ImportantQuick recall
  • Law of Variable Proportions (short run; one input fixed): three stages — Increasing → Diminishing → Negative returns.
  • Relations: AP rises if MP > AP; AP peaks when MP = AP; TP peaks when MP = 0; MP negative ⇒ TP falls.
  • Rational producer operates in Stage II.
  • Returns to Scale (long run; all inputs scaled): IRS, CRS, DRS.
  • Cobb-Douglas (1928): \(Q = AL^\alpha K^\beta\); α+β > 1 IRS; α+β = 1 CRS (linearly homogeneous); α+β < 1 DRS.
  • MRTS_LK = MP_L/MP_K = w/r at producer equilibrium.
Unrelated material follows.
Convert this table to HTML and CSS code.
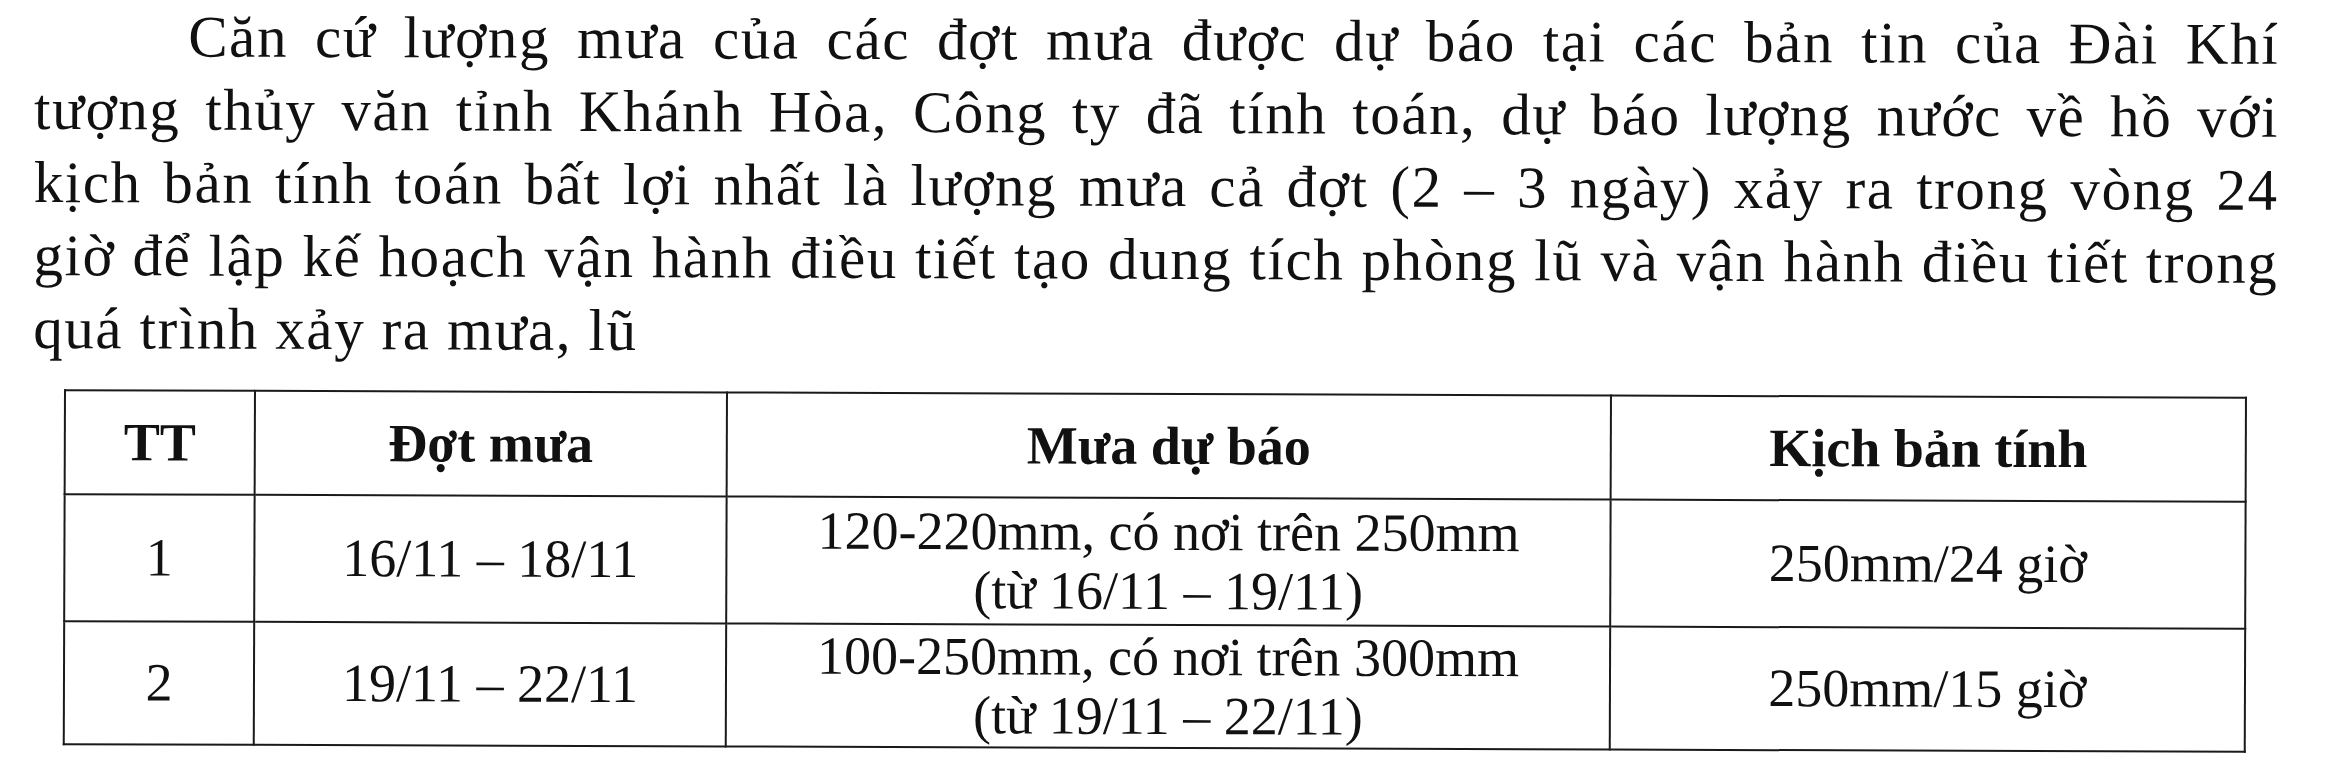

  • Iso-quants: convex, downward-sloping, do not intersect; iso-cost slope = −w/r.
  • U-shaped LRAC = IRS → CRS → DRS.
  • Economies of scale: technical, managerial, marketing, financial, risk-bearing; internal vs external; diseconomies — communication, bureaucracy, resource scarcity.